**What to work on:** Leave out the pictures and transcribe everything else exactly.

**Dataset content:**
-------------------------
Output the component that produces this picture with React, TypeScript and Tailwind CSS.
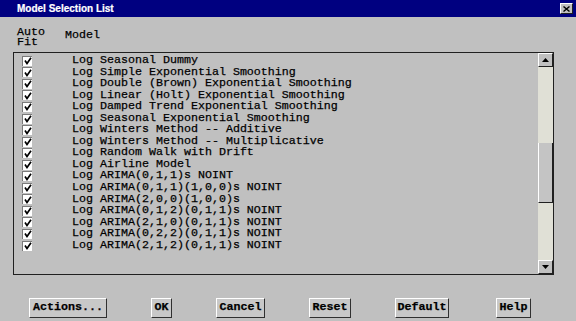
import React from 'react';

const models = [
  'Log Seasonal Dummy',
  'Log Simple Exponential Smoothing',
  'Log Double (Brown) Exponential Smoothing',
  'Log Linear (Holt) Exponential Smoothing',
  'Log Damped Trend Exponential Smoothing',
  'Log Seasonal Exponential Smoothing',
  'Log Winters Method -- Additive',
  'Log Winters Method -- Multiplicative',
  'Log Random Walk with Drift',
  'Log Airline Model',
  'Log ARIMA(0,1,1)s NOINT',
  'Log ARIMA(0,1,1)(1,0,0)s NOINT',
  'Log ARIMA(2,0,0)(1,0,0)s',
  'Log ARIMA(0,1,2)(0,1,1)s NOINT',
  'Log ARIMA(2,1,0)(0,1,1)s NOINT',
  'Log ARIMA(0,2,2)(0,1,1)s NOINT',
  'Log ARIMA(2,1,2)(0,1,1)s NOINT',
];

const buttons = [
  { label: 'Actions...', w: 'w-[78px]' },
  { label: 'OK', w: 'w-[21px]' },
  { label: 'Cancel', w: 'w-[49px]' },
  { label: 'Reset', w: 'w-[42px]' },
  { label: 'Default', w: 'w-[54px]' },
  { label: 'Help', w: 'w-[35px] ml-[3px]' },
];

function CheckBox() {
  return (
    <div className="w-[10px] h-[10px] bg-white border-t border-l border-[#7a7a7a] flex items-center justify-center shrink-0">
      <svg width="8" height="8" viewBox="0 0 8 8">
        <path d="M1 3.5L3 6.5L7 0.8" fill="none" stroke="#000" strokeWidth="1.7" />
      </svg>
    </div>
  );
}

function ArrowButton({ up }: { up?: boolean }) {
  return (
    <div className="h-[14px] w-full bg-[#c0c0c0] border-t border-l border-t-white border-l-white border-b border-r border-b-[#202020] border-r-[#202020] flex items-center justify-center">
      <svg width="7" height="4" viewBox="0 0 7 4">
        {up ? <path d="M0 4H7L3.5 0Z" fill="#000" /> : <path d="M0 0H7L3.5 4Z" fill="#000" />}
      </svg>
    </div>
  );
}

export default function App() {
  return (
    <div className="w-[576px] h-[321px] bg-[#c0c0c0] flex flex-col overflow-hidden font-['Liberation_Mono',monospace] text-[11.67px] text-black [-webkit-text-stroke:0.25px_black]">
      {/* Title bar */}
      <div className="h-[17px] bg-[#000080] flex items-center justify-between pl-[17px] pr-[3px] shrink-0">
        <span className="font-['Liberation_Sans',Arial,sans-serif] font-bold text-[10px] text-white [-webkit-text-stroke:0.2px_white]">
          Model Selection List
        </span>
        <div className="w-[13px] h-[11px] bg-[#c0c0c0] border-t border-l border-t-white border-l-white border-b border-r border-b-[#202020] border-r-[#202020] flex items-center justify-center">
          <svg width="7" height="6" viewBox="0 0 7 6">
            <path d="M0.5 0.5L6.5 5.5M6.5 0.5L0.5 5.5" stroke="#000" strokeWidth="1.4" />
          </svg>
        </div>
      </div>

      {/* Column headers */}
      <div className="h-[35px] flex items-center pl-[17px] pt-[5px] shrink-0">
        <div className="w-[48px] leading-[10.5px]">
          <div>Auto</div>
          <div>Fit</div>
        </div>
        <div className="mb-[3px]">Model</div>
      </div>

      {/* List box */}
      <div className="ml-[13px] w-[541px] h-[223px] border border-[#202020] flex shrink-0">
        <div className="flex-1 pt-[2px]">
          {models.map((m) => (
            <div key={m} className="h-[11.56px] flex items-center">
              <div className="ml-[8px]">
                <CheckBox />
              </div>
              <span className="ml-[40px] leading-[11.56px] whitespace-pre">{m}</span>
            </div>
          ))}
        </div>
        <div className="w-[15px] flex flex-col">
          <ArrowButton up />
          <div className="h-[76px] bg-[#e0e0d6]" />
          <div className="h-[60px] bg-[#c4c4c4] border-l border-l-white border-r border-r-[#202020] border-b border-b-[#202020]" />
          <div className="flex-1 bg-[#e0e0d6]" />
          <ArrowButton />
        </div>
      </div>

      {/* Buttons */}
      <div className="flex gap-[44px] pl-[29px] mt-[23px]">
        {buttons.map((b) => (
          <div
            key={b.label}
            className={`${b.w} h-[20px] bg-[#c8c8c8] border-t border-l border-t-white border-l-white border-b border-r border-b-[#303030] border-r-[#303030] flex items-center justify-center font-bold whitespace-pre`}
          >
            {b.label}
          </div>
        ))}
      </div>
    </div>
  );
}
-------------------------
**Task response:**
Output the component that produces this picture with React, TypeScript and Tailwind CSS.
import React from 'react';

const models = [
  'Log Seasonal Dummy',
  'Log Simple Exponential Smoothing',
  'Log Double (Brown) Exponential Smoothing',
  'Log Linear (Holt) Exponential Smoothing',
  'Log Damped Trend Exponential Smoothing',
  'Log Seasonal Exponential Smoothing',
  'Log Winters Method -- Additive',
  'Log Winters Method -- Multiplicative',
  'Log Random Walk with Drift',
  'Log Airline Model',
  'Log ARIMA(0,1,1)s NOINT',
  'Log ARIMA(0,1,1)(1,0,0)s NOINT',
  'Log ARIMA(2,0,0)(1,0,0)s',
  'Log ARIMA(0,1,2)(0,1,1)s NOINT',
  'Log ARIMA(2,1,0)(0,1,1)s NOINT',
  'Log ARIMA(0,2,2)(0,1,1)s NOINT',
  'Log ARIMA(2,1,2)(0,1,1)s NOINT',
];

const buttons = [
  { label: 'Actions...', w: 'w-[78px]' },
  { label: 'OK', w: 'w-[21px]' },
  { label: 'Cancel', w: 'w-[49px]' },
  { label: 'Reset', w: 'w-[42px]' },
  { label: 'Default', w: 'w-[54px]' },
  { label: 'Help', w: 'w-[35px] ml-[3px]' },
];

function CheckBox() {
  return (
    <div className="w-[10px] h-[10px] bg-white border-t border-l border-[#7a7a7a] flex items-center justify-center shrink-0">
      <svg width="8" height="8" viewBox="0 0 8 8">
        <path d="M1 3.5L3 6.5L7 0.8" fill="none" stroke="#000" strokeWidth="1.7" />
      </svg>
    </div>
  );
}

function ArrowButton({ up }: { up?: boolean }) {
  return (
    <div className="h-[14px] w-full bg-[#c0c0c0] border-t border-l border-t-white border-l-white border-b border-r border-b-[#202020] border-r-[#202020] flex items-center justify-center">
      <svg width="7" height="4" viewBox="0 0 7 4">
        {up ? <path d="M0 4H7L3.5 0Z" fill="#000" /> : <path d="M0 0H7L3.5 4Z" fill="#000" />}
      </svg>
    </div>
  );
}

export default function App() {
  return (
    <div className="w-[576px] h-[321px] bg-[#c0c0c0] flex flex-col overflow-hidden font-['Liberation_Mono',monospace] text-[11.67px] text-black [-webkit-text-stroke:0.25px_black]">
      {/* Title bar */}
      <div className="h-[17px] bg-[#000080] flex items-center justify-between pl-[17px] pr-[3px] shrink-0">
        <span className="font-['Liberation_Sans',Arial,sans-serif] font-bold text-[10px] text-white [-webkit-text-stroke:0.2px_white]">
          Model Selection List
        </span>
        <div className="w-[13px] h-[11px] bg-[#c0c0c0] border-t border-l border-t-white border-l-white border-b border-r border-b-[#202020] border-r-[#202020] flex items-center justify-center">
          <svg width="7" height="6" viewBox="0 0 7 6">
            <path d="M0.5 0.5L6.5 5.5M6.5 0.5L0.5 5.5" stroke="#000" strokeWidth="1.4" />
          </svg>
        </div>
      </div>

      {/* Column headers */}
      <div className="h-[35px] flex items-center pl-[17px] pt-[5px] shrink-0">
        <div className="w-[48px] leading-[10.5px]">
          <div>Auto</div>
          <div>Fit</div>
        </div>
        <div className="mb-[3px]">Model</div>
      </div>

      {/* List box */}
      <div className="ml-[13px] w-[541px] h-[223px] border border-[#202020] flex shrink-0">
        <div className="flex-1 pt-[2px]">
          {models.map((m) => (
            <div key={m} className="h-[11.56px] flex items-center">
              <div className="ml-[8px]">
                <CheckBox />
              </div>
              <span className="ml-[40px] leading-[11.56px] whitespace-pre">{m}</span>
            </div>
          ))}
        </div>
        <div className="w-[15px] flex flex-col">
          <ArrowButton up />
          <div className="h-[76px] bg-[#e0e0d6]" />
          <div className="h-[60px] bg-[#c4c4c4] border-l border-l-white border-r border-r-[#202020] border-b border-b-[#202020]" />
          <div className="flex-1 bg-[#e0e0d6]" />
          <ArrowButton />
        </div>
      </div>

      {/* Buttons */}
      <div className="flex gap-[44px] pl-[29px] mt-[23px]">
        {buttons.map((b) => (
          <div
            key={b.label}
            className={`${b.w} h-[20px] bg-[#c8c8c8] border-t border-l border-t-white border-l-white border-b border-r border-b-[#303030] border-r-[#303030] flex items-center justify-center font-bold whitespace-pre`}
          >
            {b.label}
          </div>
        ))}
      </div>
    </div>
  );
}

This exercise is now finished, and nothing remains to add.